Items from a dataset

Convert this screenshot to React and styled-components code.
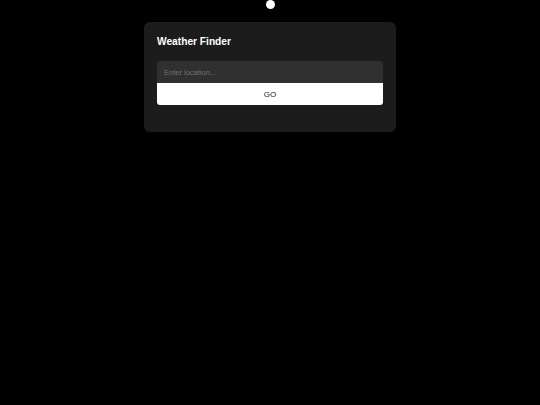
import React, { useState } from "react";
import styled, { createGlobalStyle } from "styled-components";

const GlobalStyle = createGlobalStyle`
  html, body {
    margin: 0;
    padding: 0;
    background: #000;
    font-family: "Liberation Sans", Arial, sans-serif;
  }
`;

const Page = styled.div`
  min-height: 405px;
  display: flex;
  flex-direction: column;
  align-items: center;
`;

const Dot = styled.div`
  width: 9px;
  height: 9px;
  border-radius: 50%;
  background: #fff;
`;

const Card = styled.div`
  margin-top: 13px;
  width: 252px;
  box-sizing: border-box;
  padding: 14px 13px 27px;
  background: #1c1c1c;
  border-radius: 6px;
`;

const Title = styled.h1`
  margin: 0 0 13px;
  font-size: 10.2px;
  line-height: 12px;
  font-weight: bold;
  color: #fff;
`;

const Form = styled.form`
  display: flex;
  flex-direction: column;
`;

const Input = styled.input`
  height: 22px;
  box-sizing: border-box;
  padding: 0 7px;
  border: none;
  outline: none;
  border-radius: 3px 3px 0 0;
  background: #303030;
  color: #ddd;
  font-family: inherit;
  font-size: 7.5px;

  &::placeholder {
    color: #707070;
  }
`;

const Button = styled.button`
  height: 22px;
  border: none;
  border-radius: 0 0 3px 3px;
  background: #fff;
  color: #222;
  font-family: inherit;
  font-size: 8px;
  cursor: pointer;
`;

const App = () => {
  const [location, setLocation] = useState("");

  return (
    <>
      <GlobalStyle />
      <Page>
        <Dot />
        <Card>
          <Title>Weather Finder</Title>
          <Form onSubmit={(e) => e.preventDefault()}>
            <Input
              placeholder="Enter location..."
              value={location}
              onChange={(e) => setLocation(e.target.value)}
            />
            <Button type="submit">GO</Button>
          </Form>
        </Card>
      </Page>
    </>
  );
};

export default App;
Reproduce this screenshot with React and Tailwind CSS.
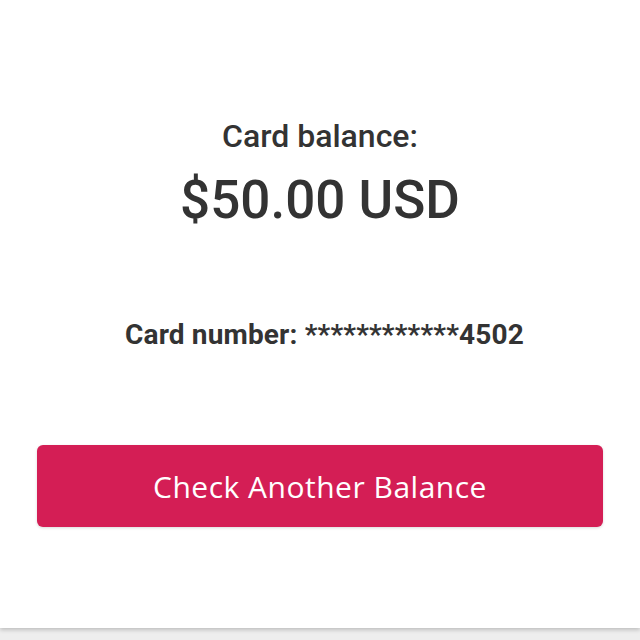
export default function App() {
  return (
    <div className="w-[640px] h-[640px] bg-[#eeeeee] overflow-hidden" style={{ fontFamily: 'Roboto, sans-serif' }}>
      <div className="h-[628px] bg-white shadow-[0_2px_4px_rgba(0,0,0,0.2)] flex flex-col items-center pt-[116px] px-[37px]">
        <p className="text-[32px] leading-[40px] font-medium text-[#333333]">Card balance:</p>
        <p className="mt-[13px] text-[53px] leading-[62px] font-medium text-[#333333]">$50.00 USD</p>
        <p className="mt-[87px] ml-[9px] text-[28px] leading-[34px] font-bold text-[#333333] tracking-[0.15px]">
          Card number: ************4502
        </p>
        <button
          className="mt-[93px] w-full h-[82px] rounded-[6px] bg-[#d41e55] text-white text-[30px] tracking-[0.5px] shadow-[0_1px_3px_rgba(0,0,0,0.15)]"
          style={{ fontFamily: '"Open Sans", sans-serif' }}
        >
          Check Another Balance
        </button>
      </div>
    </div>
  );
}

## What is expected:
Print all entries exactly. The images do not belong in the copy.

## Problem solution:
Convert this screenshot to React and styled-components code.
import React, { useState } from "react";
import styled, { createGlobalStyle } from "styled-components";

const GlobalStyle = createGlobalStyle`
  html, body {
    margin: 0;
    padding: 0;
    background: #000;
    font-family: "Liberation Sans", Arial, sans-serif;
  }
`;

const Page = styled.div`
  min-height: 405px;
  display: flex;
  flex-direction: column;
  align-items: center;
`;

const Dot = styled.div`
  width: 9px;
  height: 9px;
  border-radius: 50%;
  background: #fff;
`;

const Card = styled.div`
  margin-top: 13px;
  width: 252px;
  box-sizing: border-box;
  padding: 14px 13px 27px;
  background: #1c1c1c;
  border-radius: 6px;
`;

const Title = styled.h1`
  margin: 0 0 13px;
  font-size: 10.2px;
  line-height: 12px;
  font-weight: bold;
  color: #fff;
`;

const Form = styled.form`
  display: flex;
  flex-direction: column;
`;

const Input = styled.input`
  height: 22px;
  box-sizing: border-box;
  padding: 0 7px;
  border: none;
  outline: none;
  border-radius: 3px 3px 0 0;
  background: #303030;
  color: #ddd;
  font-family: inherit;
  font-size: 7.5px;

  &::placeholder {
    color: #707070;
  }
`;

const Button = styled.button`
  height: 22px;
  border: none;
  border-radius: 0 0 3px 3px;
  background: #fff;
  color: #222;
  font-family: inherit;
  font-size: 8px;
  cursor: pointer;
`;

const App = () => {
  const [location, setLocation] = useState("");

  return (
    <>
      <GlobalStyle />
      <Page>
        <Dot />
        <Card>
          <Title>Weather Finder</Title>
          <Form onSubmit={(e) => e.preventDefault()}>
            <Input
              placeholder="Enter location..."
              value={location}
              onChange={(e) => setLocation(e.target.value)}
            />
            <Button type="submit">GO</Button>
          </Form>
        </Card>
      </Page>
    </>
  );
};

export default App;
Reproduce this screenshot with React and Tailwind CSS.
export default function App() {
  return (
    <div className="w-[640px] h-[640px] bg-[#eeeeee] overflow-hidden" style={{ fontFamily: 'Roboto, sans-serif' }}>
      <div className="h-[628px] bg-white shadow-[0_2px_4px_rgba(0,0,0,0.2)] flex flex-col items-center pt-[116px] px-[37px]">
        <p className="text-[32px] leading-[40px] font-medium text-[#333333]">Card balance:</p>
        <p className="mt-[13px] text-[53px] leading-[62px] font-medium text-[#333333]">$50.00 USD</p>
        <p className="mt-[87px] ml-[9px] text-[28px] leading-[34px] font-bold text-[#333333] tracking-[0.15px]">
          Card number: ************4502
        </p>
        <button
          className="mt-[93px] w-full h-[82px] rounded-[6px] bg-[#d41e55] text-white text-[30px] tracking-[0.5px] shadow-[0_1px_3px_rgba(0,0,0,0.15)]"
          style={{ fontFamily: '"Open Sans", sans-serif' }}
        >
          Check Another Balance
        </button>
      </div>
    </div>
  );
}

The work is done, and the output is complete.